Albert K. Bender (June 16, 1921 – March 29, 2016), author of the 1962 nonfiction book Flying Saucers and the Three Men, was a ufologist. He served in the United States Army Air Forces during World War II. He was obsessed with the UFO phenomenon and became a UFO researcher, founding the International Flying Saucer Bureau. In 1965, he founded the Max Steiner Music Society.

Early life
Albert Bender was born on June 16, 1921, in Duryea, Pennsylvania.  He lived with his stepfather. Bender worked as a factory clerk. He was drawn to the supernatural; he fashioned haunted house decorations and horror movie scenes on his walls. He attended West Pittston High School in West Pittston, Pennsylvania. Bender was even featured in a newspaper article when he was 18 for writing to people all over the world. He wrote letters to correspondents in various countries including Peru, England, Romania and Japan. These letters were up to 20 pages long. His goal was to collect things from different countries, like coins or sand, through writing his correspondences. During high school he was also part of the American Youth League and was elected the Jr. Vice President in January 1941 and was also elected national treasure in October of that same year.

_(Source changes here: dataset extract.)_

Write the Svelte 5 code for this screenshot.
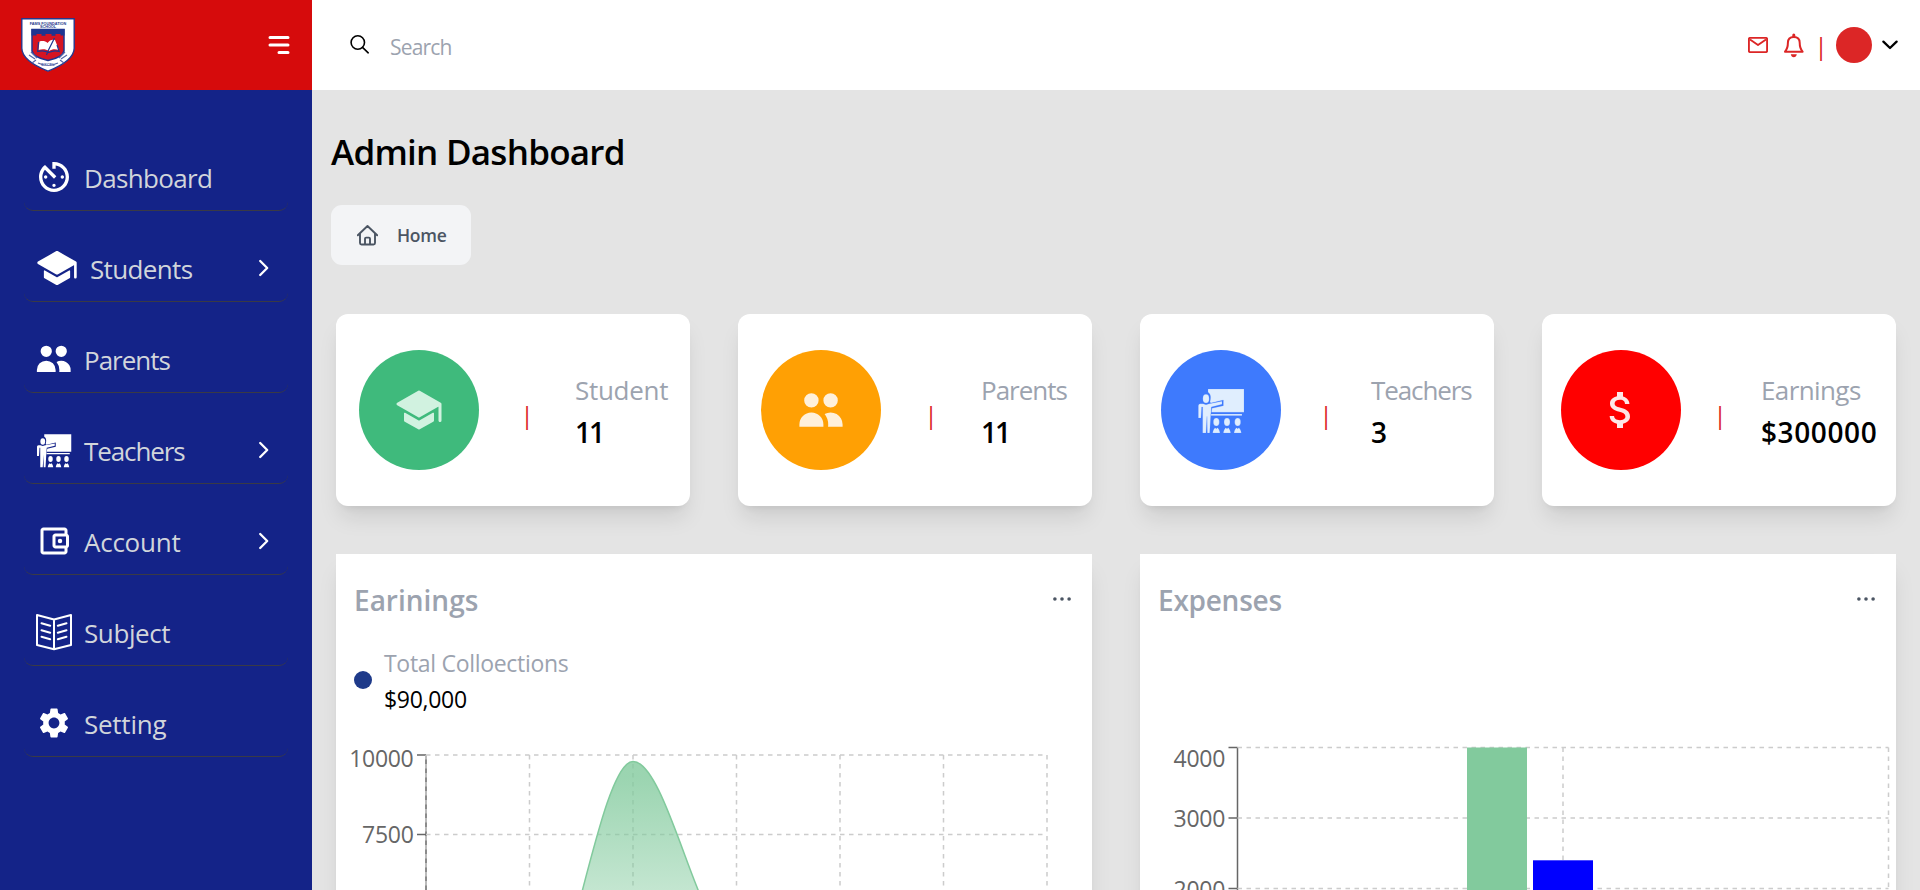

He visited Ottawa, Ontario, Canada for one week in August 1941. He moved from Pennsylvania around 1944. To express his thoughts, he kept a journal and wrote spook plays. Bender was Protestant. Bender enrolled in the United States Army Air Corps during World War II in 1942. He was stationed at Fort George G. Meade as a dental technician and later transferred to Langley, Virginia. He worked there as a clerk for the Dental Center. He also became an editor for an Army newspaper in Langely. He later went to Bridgeport, Connecticut.

After believing to have experienced a supernatural encounter in 1953, he was married on October 18, 1954 to Betty Rose. She believed that she had also been visited by supernatural personages.

Supernatural encounters
He founded the International Flying Saucer Bureau (IFSB) (the first major civilian UFO club in the world) in 1952. Although the organization was a success at first, he suddenly shut it down in 1953.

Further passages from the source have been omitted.